The National Day of Prayer is always the first Thursday in May. There is a long history of presidents proclaiming such a day of prayer, going back to the beginning of this country. In 1775 the Continental Congress set aside time for prayer, setting the precedent of such proclamations.
Harry Truman signed the bill in 1952 which officially designated the Day of Prayer, and Ronald Reagan determined the date in May. Since 1972 there has been a standing committee to coordinate events on this day.
Saint Paul, in the thirteenth chapter of Romans, calls on Christians to pray for those who are in positions of authority. This truly fulfills the commandment that we honor those placed above us. How can we speak ill of someone for whom we have prayed? How can we help but show respect for those for whom we have asked our heavenly Father to bless with wisdom and health.
In honor of this day of prayer, we pray the prayer our first president published in 1783.
Washington’s Prayer for the Nation
Almighty God, we make our earnest prayer that Thou wilt keep the United States in Thy holy protection, that Thou wilt incline the hearts of the citizens to cultivate a spirit of subordination and obedience to government, and entertain a brotherly affection and love for one another and for their fellow citizens of the United States at large.
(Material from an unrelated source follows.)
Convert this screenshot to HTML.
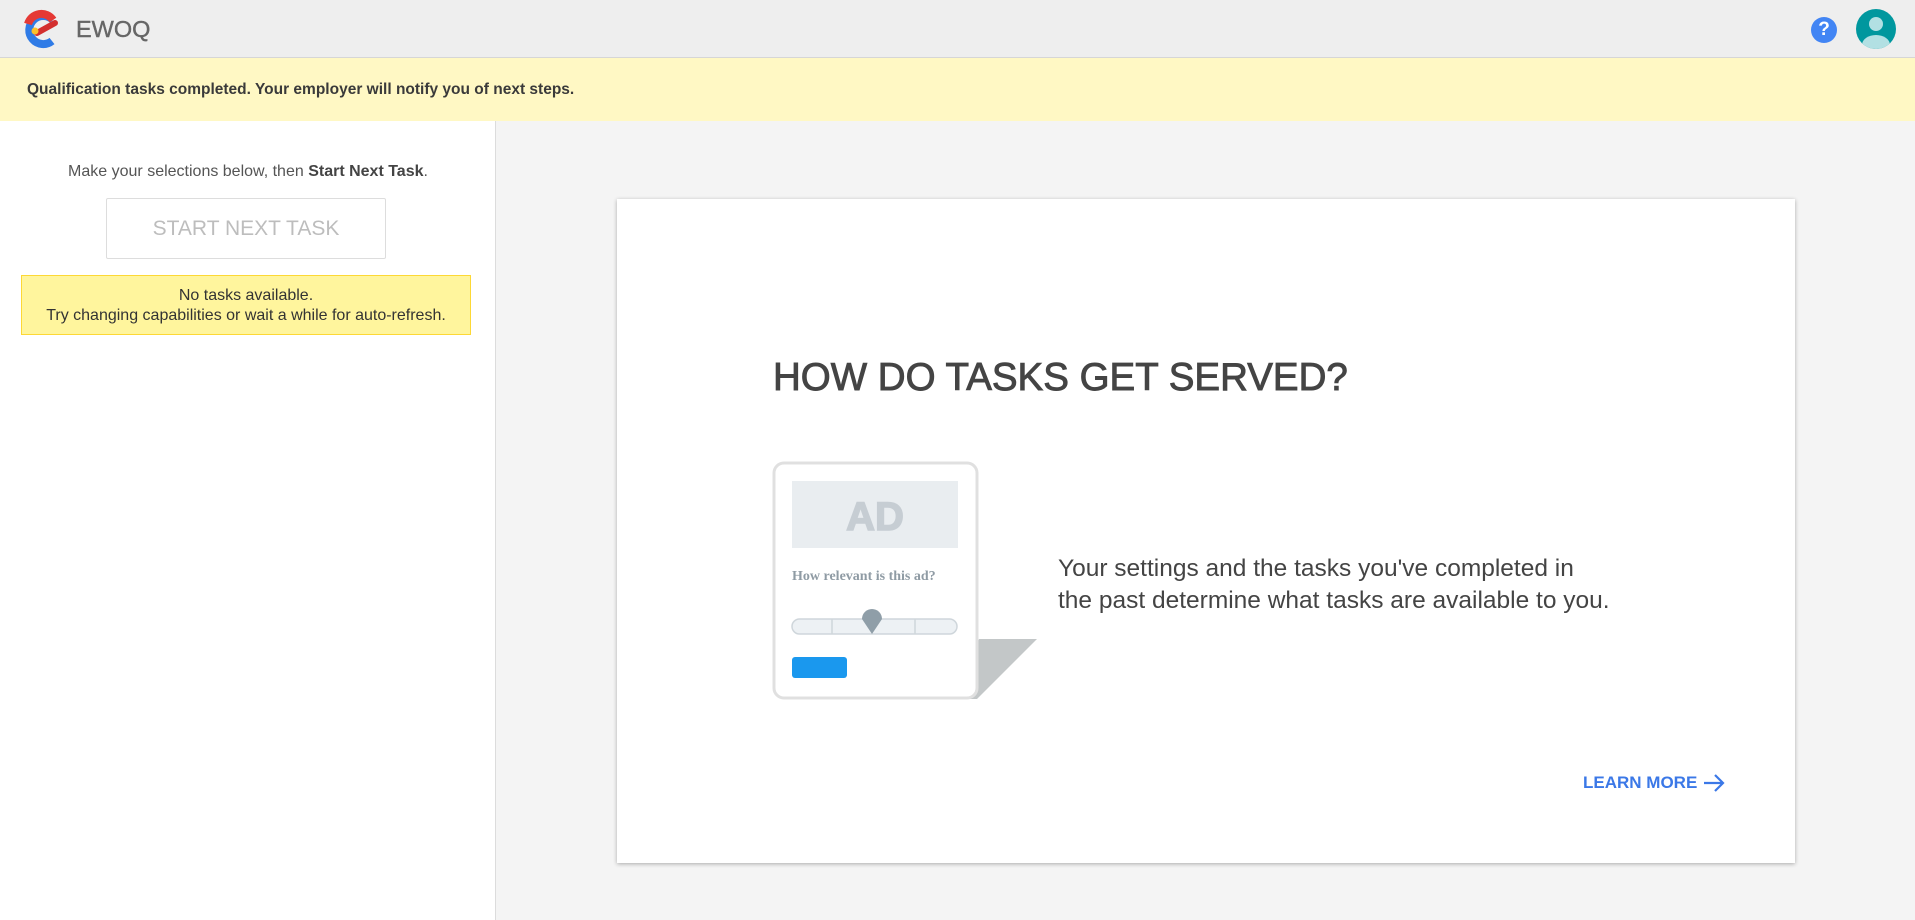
<!DOCTYPE html>
<html><head><meta charset="utf-8"><style>
*{box-sizing:border-box;margin:0;padding:0}
body{width:1915px;height:920px;overflow:hidden;background:#f4f4f4;font-family:"Liberation Sans",Roboto,sans-serif;position:relative}
.hdr{position:absolute;left:0;top:0;width:1915px;height:58px;background:#eeeeee;border-bottom:1px solid #d6d6d6}
.ban{position:absolute;left:0;top:58px;width:1915px;height:63px;background:#fff8c4;font-size:15.5px;font-weight:bold;color:#3a3a3a;padding:23px 0 0 27px}
.left{position:absolute;left:0;top:121px;width:496px;height:799px;background:#fff;border-right:1px solid #dcdcdc}
.card{position:absolute;left:617px;top:199px;width:1178px;height:664px;background:#fff;box-shadow:0 1px 4px rgba(0,0,0,.3)}
</style></head><body>
<div class="hdr">
<svg style="position:absolute;left:22px;top:9px" width="38" height="40" viewBox="0 0 38 40">
<path d="M31 11 A14 14 0 1 0 30 32" fill="none" stroke="#2f7be6" stroke-width="8"/>
<path d="M31 11 A14 14 0 0 0 6 15" fill="none" stroke="#e53935" stroke-width="8"/>
<path d="M15 24 L33 14" stroke="#d32f2f" stroke-width="6" stroke-linecap="round"/>
<circle cx="13" cy="22" r="3.5" fill="#fbc02d"/>
</svg>
<div style="position:absolute;left:76px;top:16px;font-size:23.5px;color:#666;-webkit-text-stroke:0.4px #666">EWOQ</div>
<div style="position:absolute;left:1811px;top:17px;width:26px;height:26px;border-radius:50%;background:#4285f4;color:#fff;font-weight:bold;font-size:19px;text-align:center;line-height:26px">?</div>
<svg style="position:absolute;left:1856px;top:9px" width="40" height="40" viewBox="0 0 40 40"><defs><clipPath id="c"><circle cx="20" cy="20" r="20"/></clipPath></defs><circle cx="20" cy="20" r="20" fill="#00979e"/><g clip-path="url(#c)" fill="#b2e0e3"><circle cx="20" cy="15" r="7"/><ellipse cx="20" cy="36" rx="14" ry="10"/></g></svg>
</div>
<div class="ban">Qualification tasks completed. Your employer will notify you of next steps.</div>
<div class="left">
<div style="position:absolute;left:0;width:496px;top:42px;text-align:center;font-size:16px;color:#555">Make your selections below, then <b style="color:#444">Start Next Task</b>.</div>
<div style="position:absolute;left:106px;top:77px;width:280px;height:61px;border:1px solid #ddd;border-radius:2px;text-align:center;line-height:59px;font-size:21px;color:#bdbdbd">START NEXT TASK</div>
<div style="position:absolute;left:21px;top:154px;width:450px;height:60px;background:#fff59d;border:1px solid #fdd835;text-align:center;font-size:16px;color:#333;padding-top:10px;line-height:20px">No tasks available.<br>Try changing capabilities or wait a while for auto-refresh.</div>
</div>
<div class="card">
<div style="position:absolute;left:156px;top:157px;font-size:38.5px;color:#444;-webkit-text-stroke:0.9px #444">HOW DO TASKS GET SERVED?</div>
<svg style="position:absolute;left:152px;top:260px" width="270" height="245" viewBox="152 260 270 245">
<path d="M362 440 L420 440 L360 500 L340 500 Z" fill="#c3c7c8"/>
<rect x="157" y="264" width="203" height="235" rx="10" fill="#fff" stroke="#e0e0e0" stroke-width="3"/>
<rect x="175" y="282" width="166" height="67" fill="#e9edf0"/>
<text x="258" y="331" text-anchor="middle" font-family="Liberation Sans,sans-serif" font-weight="bold" font-size="40" fill="#c6cdd3" stroke="#c6cdd3" stroke-width="1.5">AD</text>
<text x="175" y="381" font-family="Liberation Serif,serif" font-weight="bold" font-size="14" fill="#8f9ba4">How relevant is this ad?</text>
<rect x="175" y="420" width="165" height="15" rx="7.5" fill="#edf1f4" stroke="#cfd6db" stroke-width="1.5"/>
<line x1="215" y1="420" x2="215" y2="435" stroke="#cfd6db" stroke-width="1.5"/>
<line x1="298" y1="420" x2="298" y2="435" stroke="#cfd6db" stroke-width="1.5"/>
<path d="M255 435 L245 420 A10 10 0 1 1 265 420 Z" fill="#8f9ea8"/>
<rect x="175" y="458" width="55" height="21" rx="3" fill="#1a98ee"/>
</svg>
<div style="position:absolute;left:441px;top:354px;font-size:24.5px;color:#444;line-height:32px">Your settings and the tasks you've completed in<br>the past determine what tasks are available to you.</div>
<div style="position:absolute;left:966px;top:574px;font-size:17px;font-weight:bold;color:#3b78e7">LEARN MORE</div>
<svg style="position:absolute;left:1085px;top:573px" width="24" height="22" viewBox="0 0 24 22"><path d="M2 11 H21 M13 3 L21 11 L13 19" fill="none" stroke="#3b78e7" stroke-width="2.2"/></svg>
</div>
</body></html>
And Finally that Thou wilt most graciously be pleased to dispose us all to do justice, to love mercy, and to demean ourselves with that charity, humility, and pacific temper of mind which were the characteristics of the Divine Author of our blessed religion, and without an humble imitation of whose example in these things, we can never hope to be a happy nation.
Grant our supplication, be beseech Thee, through Jesus Christ our Lord. Amen.